▸ Goal:
Every line below should be copied exactly; drop the pictures.

BEGIN Data lines

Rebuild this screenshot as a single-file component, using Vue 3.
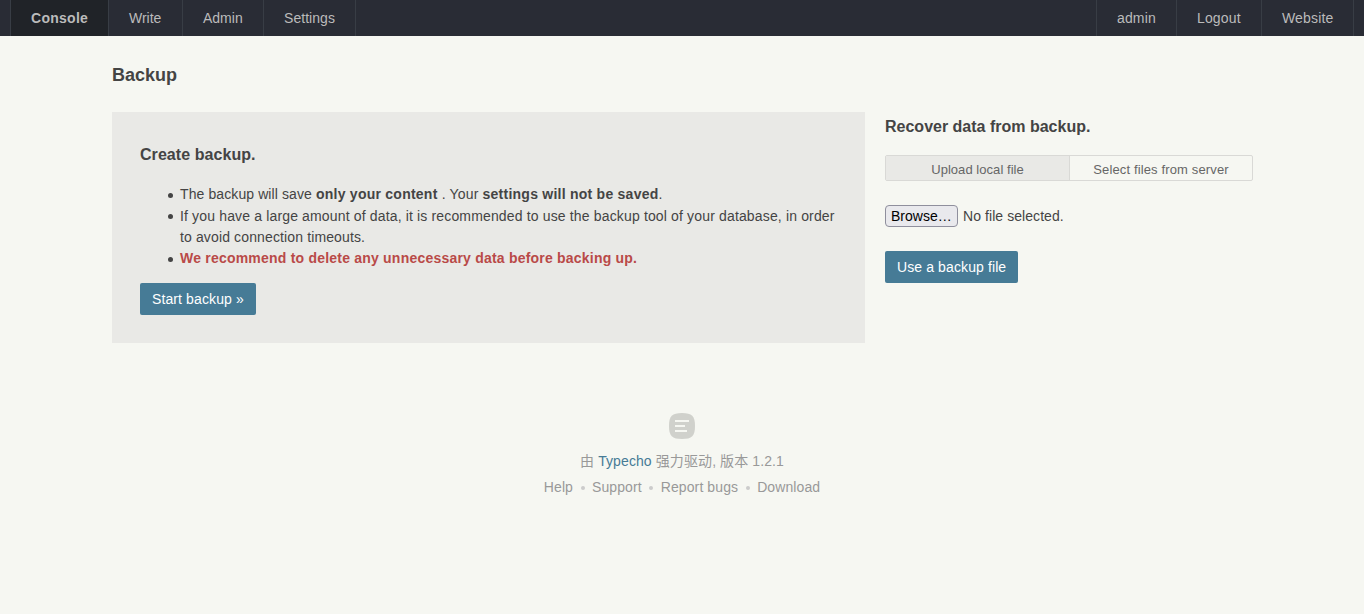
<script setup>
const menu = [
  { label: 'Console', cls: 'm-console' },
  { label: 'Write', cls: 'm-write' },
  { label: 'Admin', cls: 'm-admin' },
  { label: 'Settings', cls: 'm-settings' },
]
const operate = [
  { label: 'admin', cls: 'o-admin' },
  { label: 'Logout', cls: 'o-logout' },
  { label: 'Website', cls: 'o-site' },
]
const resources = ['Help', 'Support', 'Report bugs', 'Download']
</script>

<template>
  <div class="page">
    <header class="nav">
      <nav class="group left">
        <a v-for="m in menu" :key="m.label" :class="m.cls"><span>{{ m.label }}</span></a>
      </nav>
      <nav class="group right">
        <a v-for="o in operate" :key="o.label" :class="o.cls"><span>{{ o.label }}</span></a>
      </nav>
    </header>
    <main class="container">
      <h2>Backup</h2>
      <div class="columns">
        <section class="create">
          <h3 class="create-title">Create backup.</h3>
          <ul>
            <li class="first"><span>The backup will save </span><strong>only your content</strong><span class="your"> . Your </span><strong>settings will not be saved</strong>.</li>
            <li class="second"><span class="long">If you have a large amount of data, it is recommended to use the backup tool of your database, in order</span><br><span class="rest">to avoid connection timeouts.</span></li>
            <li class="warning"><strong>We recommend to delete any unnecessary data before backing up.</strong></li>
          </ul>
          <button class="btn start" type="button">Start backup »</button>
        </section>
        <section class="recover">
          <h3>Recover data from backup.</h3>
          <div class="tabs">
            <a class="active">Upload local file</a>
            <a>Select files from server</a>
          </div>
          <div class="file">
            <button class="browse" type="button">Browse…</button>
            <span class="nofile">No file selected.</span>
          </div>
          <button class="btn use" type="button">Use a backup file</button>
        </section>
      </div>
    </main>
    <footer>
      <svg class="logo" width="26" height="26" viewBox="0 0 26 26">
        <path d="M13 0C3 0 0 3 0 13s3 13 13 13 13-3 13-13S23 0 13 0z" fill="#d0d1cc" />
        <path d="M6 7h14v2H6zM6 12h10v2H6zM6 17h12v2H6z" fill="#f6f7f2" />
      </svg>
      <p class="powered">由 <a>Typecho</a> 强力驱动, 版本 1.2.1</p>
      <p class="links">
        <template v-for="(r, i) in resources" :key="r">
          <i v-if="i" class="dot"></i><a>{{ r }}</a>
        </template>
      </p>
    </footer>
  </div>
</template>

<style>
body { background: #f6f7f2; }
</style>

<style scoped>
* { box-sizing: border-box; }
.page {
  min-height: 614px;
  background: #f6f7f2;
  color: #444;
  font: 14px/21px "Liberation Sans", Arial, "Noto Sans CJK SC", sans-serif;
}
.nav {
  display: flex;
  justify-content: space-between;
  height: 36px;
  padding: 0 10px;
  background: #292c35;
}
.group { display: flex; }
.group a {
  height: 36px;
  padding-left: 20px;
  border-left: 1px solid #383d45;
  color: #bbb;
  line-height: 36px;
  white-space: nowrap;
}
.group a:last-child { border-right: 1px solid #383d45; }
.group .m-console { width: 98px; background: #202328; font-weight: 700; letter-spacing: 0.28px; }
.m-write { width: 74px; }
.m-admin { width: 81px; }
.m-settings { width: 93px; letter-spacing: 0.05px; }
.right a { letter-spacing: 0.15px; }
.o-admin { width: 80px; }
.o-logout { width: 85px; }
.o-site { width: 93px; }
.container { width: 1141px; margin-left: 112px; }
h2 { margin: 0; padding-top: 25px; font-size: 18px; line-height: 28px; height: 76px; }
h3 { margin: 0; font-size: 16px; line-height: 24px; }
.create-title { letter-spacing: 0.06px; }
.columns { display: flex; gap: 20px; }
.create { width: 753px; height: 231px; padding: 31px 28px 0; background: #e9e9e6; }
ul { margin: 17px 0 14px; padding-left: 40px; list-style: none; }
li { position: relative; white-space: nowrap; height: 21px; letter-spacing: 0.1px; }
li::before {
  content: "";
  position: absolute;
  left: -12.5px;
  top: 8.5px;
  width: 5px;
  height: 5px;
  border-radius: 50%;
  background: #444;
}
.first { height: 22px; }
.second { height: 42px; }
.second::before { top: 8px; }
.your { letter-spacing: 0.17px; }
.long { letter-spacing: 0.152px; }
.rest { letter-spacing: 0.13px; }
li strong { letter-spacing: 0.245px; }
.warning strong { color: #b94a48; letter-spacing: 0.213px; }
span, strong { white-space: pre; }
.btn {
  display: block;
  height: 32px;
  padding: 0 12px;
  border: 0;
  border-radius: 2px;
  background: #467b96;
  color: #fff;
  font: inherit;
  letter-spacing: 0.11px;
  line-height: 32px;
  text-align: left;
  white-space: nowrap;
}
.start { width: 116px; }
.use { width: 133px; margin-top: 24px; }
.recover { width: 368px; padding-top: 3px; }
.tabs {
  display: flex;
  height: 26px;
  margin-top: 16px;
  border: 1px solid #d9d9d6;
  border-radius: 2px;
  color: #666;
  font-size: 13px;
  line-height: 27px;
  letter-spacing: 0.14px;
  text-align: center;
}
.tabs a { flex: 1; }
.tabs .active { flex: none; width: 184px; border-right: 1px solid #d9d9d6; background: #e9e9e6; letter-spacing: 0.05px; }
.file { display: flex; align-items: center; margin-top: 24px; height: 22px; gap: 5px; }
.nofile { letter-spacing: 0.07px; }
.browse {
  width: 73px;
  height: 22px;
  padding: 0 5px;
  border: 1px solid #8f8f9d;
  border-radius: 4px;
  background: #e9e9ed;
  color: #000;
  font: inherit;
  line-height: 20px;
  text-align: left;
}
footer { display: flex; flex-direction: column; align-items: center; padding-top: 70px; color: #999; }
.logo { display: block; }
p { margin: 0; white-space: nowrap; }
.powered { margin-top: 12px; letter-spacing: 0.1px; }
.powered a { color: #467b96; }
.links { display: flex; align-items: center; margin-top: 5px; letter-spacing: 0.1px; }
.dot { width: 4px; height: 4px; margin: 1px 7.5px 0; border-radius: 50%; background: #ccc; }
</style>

END Data lines

▸ Solution to the exercise:
Rebuild this screenshot as a single-file component, using Vue 3.
<script setup>
const menu = [
  { label: 'Console', cls: 'm-console' },
  { label: 'Write', cls: 'm-write' },
  { label: 'Admin', cls: 'm-admin' },
  { label: 'Settings', cls: 'm-settings' },
]
const operate = [
  { label: 'admin', cls: 'o-admin' },
  { label: 'Logout', cls: 'o-logout' },
  { label: 'Website', cls: 'o-site' },
]
const resources = ['Help', 'Support', 'Report bugs', 'Download']
</script>

<template>
  <div class="page">
    <header class="nav">
      <nav class="group left">
        <a v-for="m in menu" :key="m.label" :class="m.cls"><span>{{ m.label }}</span></a>
      </nav>
      <nav class="group right">
        <a v-for="o in operate" :key="o.label" :class="o.cls"><span>{{ o.label }}</span></a>
      </nav>
    </header>
    <main class="container">
      <h2>Backup</h2>
      <div class="columns">
        <section class="create">
          <h3 class="create-title">Create backup.</h3>
          <ul>
            <li class="first"><span>The backup will save </span><strong>only your content</strong><span class="your"> . Your </span><strong>settings will not be saved</strong>.</li>
            <li class="second"><span class="long">If you have a large amount of data, it is recommended to use the backup tool of your database, in order</span><br><span class="rest">to avoid connection timeouts.</span></li>
            <li class="warning"><strong>We recommend to delete any unnecessary data before backing up.</strong></li>
          </ul>
          <button class="btn start" type="button">Start backup »</button>
        </section>
        <section class="recover">
          <h3>Recover data from backup.</h3>
          <div class="tabs">
            <a class="active">Upload local file</a>
            <a>Select files from server</a>
          </div>
          <div class="file">
            <button class="browse" type="button">Browse…</button>
            <span class="nofile">No file selected.</span>
          </div>
          <button class="btn use" type="button">Use a backup file</button>
        </section>
      </div>
    </main>
    <footer>
      <svg class="logo" width="26" height="26" viewBox="0 0 26 26">
        <path d="M13 0C3 0 0 3 0 13s3 13 13 13 13-3 13-13S23 0 13 0z" fill="#d0d1cc" />
        <path d="M6 7h14v2H6zM6 12h10v2H6zM6 17h12v2H6z" fill="#f6f7f2" />
      </svg>
      <p class="powered">由 <a>Typecho</a> 强力驱动, 版本 1.2.1</p>
      <p class="links">
        <template v-for="(r, i) in resources" :key="r">
          <i v-if="i" class="dot"></i><a>{{ r }}</a>
        </template>
      </p>
    </footer>
  </div>
</template>

<style>
body { background: #f6f7f2; }
</style>

<style scoped>
* { box-sizing: border-box; }
.page {
  min-height: 614px;
  background: #f6f7f2;
  color: #444;
  font: 14px/21px "Liberation Sans", Arial, "Noto Sans CJK SC", sans-serif;
}
.nav {
  display: flex;
  justify-content: space-between;
  height: 36px;
  padding: 0 10px;
  background: #292c35;
}
.group { display: flex; }
.group a {
  height: 36px;
  padding-left: 20px;
  border-left: 1px solid #383d45;
  color: #bbb;
  line-height: 36px;
  white-space: nowrap;
}
.group a:last-child { border-right: 1px solid #383d45; }
.group .m-console { width: 98px; background: #202328; font-weight: 700; letter-spacing: 0.28px; }
.m-write { width: 74px; }
.m-admin { width: 81px; }
.m-settings { width: 93px; letter-spacing: 0.05px; }
.right a { letter-spacing: 0.15px; }
.o-admin { width: 80px; }
.o-logout { width: 85px; }
.o-site { width: 93px; }
.container { width: 1141px; margin-left: 112px; }
h2 { margin: 0; padding-top: 25px; font-size: 18px; line-height: 28px; height: 76px; }
h3 { margin: 0; font-size: 16px; line-height: 24px; }
.create-title { letter-spacing: 0.06px; }
.columns { display: flex; gap: 20px; }
.create { width: 753px; height: 231px; padding: 31px 28px 0; background: #e9e9e6; }
ul { margin: 17px 0 14px; padding-left: 40px; list-style: none; }
li { position: relative; white-space: nowrap; height: 21px; letter-spacing: 0.1px; }
li::before {
  content: "";
  position: absolute;
  left: -12.5px;
  top: 8.5px;
  width: 5px;
  height: 5px;
  border-radius: 50%;
  background: #444;
}
.first { height: 22px; }
.second { height: 42px; }
.second::before { top: 8px; }
.your { letter-spacing: 0.17px; }
.long { letter-spacing: 0.152px; }
.rest { letter-spacing: 0.13px; }
li strong { letter-spacing: 0.245px; }
.warning strong { color: #b94a48; letter-spacing: 0.213px; }
span, strong { white-space: pre; }
.btn {
  display: block;
  height: 32px;
  padding: 0 12px;
  border: 0;
  border-radius: 2px;
  background: #467b96;
  color: #fff;
  font: inherit;
  letter-spacing: 0.11px;
  line-height: 32px;
  text-align: left;
  white-space: nowrap;
}
.start { width: 116px; }
.use { width: 133px; margin-top: 24px; }
.recover { width: 368px; padding-top: 3px; }
.tabs {
  display: flex;
  height: 26px;
  margin-top: 16px;
  border: 1px solid #d9d9d6;
  border-radius: 2px;
  color: #666;
  font-size: 13px;
  line-height: 27px;
  letter-spacing: 0.14px;
  text-align: center;
}
.tabs a { flex: 1; }
.tabs .active { flex: none; width: 184px; border-right: 1px solid #d9d9d6; background: #e9e9e6; letter-spacing: 0.05px; }
.file { display: flex; align-items: center; margin-top: 24px; height: 22px; gap: 5px; }
.nofile { letter-spacing: 0.07px; }
.browse {
  width: 73px;
  height: 22px;
  padding: 0 5px;
  border: 1px solid #8f8f9d;
  border-radius: 4px;
  background: #e9e9ed;
  color: #000;
  font: inherit;
  line-height: 20px;
  text-align: left;
}
footer { display: flex; flex-direction: column; align-items: center; padding-top: 70px; color: #999; }
.logo { display: block; }
p { margin: 0; white-space: nowrap; }
.powered { margin-top: 12px; letter-spacing: 0.1px; }
.powered a { color: #467b96; }
.links { display: flex; align-items: center; margin-top: 5px; letter-spacing: 0.1px; }
.dot { width: 4px; height: 4px; margin: 1px 7.5px 0; border-radius: 50%; background: #ccc; }
</style>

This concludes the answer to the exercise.